▶ [STATED TASK]
Output exactly the span of lines that begins at the line containing "Reproduce this screenshot" and ends at the line containing "FaComment, FaSignInAlt, FaUserPlus", both lines included.

▶ [INFORMATION PROVIDED]
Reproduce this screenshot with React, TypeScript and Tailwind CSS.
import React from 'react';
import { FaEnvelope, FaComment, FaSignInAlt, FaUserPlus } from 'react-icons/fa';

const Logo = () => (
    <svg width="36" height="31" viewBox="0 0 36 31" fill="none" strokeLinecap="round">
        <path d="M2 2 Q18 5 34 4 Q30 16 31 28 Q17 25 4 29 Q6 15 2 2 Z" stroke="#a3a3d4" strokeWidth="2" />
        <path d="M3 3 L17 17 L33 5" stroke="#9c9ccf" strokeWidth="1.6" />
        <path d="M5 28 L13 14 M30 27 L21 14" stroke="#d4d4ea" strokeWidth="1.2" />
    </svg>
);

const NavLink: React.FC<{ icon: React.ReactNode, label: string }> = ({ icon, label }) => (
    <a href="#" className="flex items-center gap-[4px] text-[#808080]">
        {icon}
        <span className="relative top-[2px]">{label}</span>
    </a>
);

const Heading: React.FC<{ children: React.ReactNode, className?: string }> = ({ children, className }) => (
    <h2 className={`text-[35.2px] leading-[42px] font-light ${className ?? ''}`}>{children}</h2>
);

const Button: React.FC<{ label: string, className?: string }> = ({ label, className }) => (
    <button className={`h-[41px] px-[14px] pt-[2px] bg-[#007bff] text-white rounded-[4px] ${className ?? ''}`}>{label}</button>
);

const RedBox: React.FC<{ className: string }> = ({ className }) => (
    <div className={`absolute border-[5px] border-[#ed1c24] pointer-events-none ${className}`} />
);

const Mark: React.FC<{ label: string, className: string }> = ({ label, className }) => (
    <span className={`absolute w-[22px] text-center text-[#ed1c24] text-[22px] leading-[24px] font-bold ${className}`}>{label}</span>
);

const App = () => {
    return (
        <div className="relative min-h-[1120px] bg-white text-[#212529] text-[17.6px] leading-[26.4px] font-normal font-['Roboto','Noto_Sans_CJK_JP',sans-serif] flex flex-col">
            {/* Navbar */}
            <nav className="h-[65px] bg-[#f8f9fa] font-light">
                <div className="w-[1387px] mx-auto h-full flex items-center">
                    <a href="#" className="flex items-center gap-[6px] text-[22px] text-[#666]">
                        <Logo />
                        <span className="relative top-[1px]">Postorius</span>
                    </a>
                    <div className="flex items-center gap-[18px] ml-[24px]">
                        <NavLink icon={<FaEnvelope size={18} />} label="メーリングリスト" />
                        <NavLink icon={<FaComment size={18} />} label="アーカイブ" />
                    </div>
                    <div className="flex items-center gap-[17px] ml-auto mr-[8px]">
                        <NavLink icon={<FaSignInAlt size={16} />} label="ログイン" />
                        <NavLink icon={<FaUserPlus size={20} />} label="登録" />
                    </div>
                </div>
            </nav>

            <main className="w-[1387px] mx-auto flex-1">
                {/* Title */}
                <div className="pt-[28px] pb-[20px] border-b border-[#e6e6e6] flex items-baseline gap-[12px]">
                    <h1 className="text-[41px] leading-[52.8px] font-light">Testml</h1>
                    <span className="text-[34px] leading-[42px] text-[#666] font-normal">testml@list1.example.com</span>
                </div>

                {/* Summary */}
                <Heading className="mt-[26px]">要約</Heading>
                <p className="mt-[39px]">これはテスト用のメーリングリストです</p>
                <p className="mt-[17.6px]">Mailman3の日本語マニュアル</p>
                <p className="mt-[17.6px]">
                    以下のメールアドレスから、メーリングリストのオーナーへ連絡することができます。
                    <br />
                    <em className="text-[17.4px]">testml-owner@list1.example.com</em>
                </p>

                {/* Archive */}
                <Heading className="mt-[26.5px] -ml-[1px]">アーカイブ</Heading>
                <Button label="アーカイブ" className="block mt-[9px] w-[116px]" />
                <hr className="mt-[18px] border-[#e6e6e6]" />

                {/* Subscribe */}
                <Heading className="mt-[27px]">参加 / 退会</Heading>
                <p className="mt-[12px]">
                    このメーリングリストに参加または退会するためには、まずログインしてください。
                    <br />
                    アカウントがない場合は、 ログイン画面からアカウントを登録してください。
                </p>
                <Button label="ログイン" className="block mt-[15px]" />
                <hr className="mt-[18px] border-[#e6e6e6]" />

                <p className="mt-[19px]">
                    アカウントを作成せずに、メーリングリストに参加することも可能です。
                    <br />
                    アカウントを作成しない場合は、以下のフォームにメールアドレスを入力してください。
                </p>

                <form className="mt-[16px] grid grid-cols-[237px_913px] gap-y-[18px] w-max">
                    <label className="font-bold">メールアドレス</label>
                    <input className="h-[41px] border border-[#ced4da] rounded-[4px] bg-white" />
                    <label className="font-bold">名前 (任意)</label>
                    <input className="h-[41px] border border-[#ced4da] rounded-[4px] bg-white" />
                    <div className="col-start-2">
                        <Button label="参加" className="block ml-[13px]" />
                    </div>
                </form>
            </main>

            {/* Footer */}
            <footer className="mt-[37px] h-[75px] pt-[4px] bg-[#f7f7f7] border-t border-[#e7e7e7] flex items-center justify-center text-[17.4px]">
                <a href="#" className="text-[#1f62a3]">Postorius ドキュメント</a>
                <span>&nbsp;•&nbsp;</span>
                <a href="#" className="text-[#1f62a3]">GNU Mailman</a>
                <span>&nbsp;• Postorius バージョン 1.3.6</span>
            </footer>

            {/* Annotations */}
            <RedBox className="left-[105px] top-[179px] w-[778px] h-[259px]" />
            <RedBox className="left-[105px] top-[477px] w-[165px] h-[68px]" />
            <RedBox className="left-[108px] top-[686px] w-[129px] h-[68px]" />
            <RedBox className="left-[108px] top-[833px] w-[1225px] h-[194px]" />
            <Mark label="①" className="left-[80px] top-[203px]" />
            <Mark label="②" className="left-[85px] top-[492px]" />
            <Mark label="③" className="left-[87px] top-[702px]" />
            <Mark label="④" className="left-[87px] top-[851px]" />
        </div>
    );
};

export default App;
* * *
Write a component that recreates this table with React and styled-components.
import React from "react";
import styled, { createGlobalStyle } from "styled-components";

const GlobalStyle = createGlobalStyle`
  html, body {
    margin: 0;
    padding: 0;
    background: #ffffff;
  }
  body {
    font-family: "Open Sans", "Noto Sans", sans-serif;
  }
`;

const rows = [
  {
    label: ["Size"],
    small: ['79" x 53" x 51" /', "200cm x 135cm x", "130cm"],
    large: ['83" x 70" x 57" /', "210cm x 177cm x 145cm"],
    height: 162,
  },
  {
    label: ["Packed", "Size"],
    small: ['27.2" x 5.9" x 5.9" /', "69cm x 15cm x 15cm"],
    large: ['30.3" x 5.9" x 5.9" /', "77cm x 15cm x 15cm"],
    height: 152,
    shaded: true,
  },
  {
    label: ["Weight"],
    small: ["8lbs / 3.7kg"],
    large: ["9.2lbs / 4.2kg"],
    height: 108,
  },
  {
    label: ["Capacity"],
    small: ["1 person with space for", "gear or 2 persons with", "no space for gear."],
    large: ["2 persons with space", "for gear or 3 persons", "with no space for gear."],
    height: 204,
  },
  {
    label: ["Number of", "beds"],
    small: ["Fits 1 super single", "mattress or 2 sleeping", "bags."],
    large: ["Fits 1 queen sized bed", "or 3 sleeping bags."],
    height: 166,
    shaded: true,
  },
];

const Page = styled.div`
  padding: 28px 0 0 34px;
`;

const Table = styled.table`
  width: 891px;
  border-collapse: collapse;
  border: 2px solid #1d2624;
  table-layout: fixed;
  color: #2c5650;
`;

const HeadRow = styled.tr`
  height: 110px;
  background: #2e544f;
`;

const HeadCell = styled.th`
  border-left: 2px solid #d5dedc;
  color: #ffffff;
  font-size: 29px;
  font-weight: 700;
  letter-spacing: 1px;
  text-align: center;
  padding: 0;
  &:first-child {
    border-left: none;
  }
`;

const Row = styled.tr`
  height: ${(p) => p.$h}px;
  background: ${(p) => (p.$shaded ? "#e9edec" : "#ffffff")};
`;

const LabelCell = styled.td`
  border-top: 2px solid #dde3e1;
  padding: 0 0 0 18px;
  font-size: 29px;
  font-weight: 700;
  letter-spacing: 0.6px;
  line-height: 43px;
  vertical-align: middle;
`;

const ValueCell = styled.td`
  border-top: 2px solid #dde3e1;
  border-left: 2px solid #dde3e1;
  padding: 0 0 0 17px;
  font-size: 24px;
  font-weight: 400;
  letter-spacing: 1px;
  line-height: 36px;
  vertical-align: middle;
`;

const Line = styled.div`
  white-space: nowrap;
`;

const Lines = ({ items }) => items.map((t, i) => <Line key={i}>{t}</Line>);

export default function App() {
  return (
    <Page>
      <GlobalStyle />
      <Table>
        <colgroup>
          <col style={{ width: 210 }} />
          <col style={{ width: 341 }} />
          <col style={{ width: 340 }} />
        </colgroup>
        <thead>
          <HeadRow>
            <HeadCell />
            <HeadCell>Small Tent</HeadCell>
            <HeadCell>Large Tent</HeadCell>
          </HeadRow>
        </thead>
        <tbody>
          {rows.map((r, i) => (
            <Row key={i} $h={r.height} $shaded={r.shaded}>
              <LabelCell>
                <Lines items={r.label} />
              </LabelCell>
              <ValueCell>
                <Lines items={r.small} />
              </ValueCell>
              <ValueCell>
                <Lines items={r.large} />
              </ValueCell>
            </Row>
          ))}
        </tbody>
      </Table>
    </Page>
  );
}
==
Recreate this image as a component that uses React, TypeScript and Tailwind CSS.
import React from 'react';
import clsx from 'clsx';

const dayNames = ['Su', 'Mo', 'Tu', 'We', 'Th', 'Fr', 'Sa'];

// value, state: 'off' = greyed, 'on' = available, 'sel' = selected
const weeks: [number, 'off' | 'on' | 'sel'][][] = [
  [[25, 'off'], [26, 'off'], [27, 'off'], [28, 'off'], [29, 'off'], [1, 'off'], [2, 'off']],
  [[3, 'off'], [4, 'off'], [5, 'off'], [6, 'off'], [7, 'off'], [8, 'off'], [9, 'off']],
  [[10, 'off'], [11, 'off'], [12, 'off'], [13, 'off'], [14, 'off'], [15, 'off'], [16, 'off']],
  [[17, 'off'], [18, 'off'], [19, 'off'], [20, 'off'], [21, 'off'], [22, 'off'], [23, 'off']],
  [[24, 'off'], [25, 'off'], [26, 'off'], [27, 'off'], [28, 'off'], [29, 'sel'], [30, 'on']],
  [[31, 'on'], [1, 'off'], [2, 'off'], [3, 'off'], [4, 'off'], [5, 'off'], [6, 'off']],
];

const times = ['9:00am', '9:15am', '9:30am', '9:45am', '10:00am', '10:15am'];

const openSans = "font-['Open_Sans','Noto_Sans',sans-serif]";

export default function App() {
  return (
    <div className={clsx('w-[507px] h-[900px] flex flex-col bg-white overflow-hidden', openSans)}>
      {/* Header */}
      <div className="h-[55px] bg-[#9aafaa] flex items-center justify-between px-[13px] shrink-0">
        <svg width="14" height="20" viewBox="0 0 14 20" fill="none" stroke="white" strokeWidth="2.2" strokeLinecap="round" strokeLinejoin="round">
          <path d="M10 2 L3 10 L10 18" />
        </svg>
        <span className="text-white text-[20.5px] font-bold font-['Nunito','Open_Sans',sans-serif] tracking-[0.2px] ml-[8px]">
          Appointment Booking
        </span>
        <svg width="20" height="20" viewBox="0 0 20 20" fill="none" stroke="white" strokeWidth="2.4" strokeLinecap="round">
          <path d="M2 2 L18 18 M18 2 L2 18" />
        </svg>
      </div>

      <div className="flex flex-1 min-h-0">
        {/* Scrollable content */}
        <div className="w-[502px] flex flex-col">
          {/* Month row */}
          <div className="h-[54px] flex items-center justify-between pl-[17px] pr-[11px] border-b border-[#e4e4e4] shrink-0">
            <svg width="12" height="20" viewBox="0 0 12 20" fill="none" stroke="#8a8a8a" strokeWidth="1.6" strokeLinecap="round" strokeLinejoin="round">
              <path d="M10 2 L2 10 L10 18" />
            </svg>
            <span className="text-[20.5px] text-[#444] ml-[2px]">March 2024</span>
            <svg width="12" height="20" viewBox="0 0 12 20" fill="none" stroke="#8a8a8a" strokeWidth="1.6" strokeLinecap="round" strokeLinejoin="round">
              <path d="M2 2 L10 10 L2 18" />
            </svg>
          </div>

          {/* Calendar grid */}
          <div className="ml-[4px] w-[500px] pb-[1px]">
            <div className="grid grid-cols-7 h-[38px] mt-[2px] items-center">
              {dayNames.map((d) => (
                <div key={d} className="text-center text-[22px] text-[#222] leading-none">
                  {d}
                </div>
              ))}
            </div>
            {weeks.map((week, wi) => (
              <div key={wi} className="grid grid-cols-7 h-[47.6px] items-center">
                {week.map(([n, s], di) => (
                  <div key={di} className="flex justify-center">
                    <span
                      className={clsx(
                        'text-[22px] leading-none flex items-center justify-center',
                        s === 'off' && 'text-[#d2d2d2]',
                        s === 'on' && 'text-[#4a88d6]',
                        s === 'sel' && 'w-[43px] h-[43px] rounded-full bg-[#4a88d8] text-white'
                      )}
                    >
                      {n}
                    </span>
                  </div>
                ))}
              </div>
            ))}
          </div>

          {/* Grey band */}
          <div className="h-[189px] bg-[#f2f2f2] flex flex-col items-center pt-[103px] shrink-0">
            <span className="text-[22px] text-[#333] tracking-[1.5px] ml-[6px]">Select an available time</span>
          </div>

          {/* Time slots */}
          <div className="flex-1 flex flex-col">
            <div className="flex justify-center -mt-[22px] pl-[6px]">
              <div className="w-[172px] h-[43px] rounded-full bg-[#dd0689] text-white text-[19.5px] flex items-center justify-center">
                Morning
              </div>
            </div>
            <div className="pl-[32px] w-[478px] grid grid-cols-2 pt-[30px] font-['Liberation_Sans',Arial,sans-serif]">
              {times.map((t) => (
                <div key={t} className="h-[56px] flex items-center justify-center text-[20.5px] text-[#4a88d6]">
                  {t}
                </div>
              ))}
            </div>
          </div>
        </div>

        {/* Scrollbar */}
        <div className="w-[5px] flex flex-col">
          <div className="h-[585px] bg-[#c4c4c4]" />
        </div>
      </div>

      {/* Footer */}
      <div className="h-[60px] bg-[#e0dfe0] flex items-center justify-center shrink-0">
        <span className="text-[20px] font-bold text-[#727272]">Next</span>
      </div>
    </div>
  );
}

▶ [RESULT FOR THIS EXERCISE]
Reproduce this screenshot with React, TypeScript and Tailwind CSS.
import React from 'react';
import { FaEnvelope, FaComment, FaSignInAlt, FaUserPlus } from 'react-icons/fa';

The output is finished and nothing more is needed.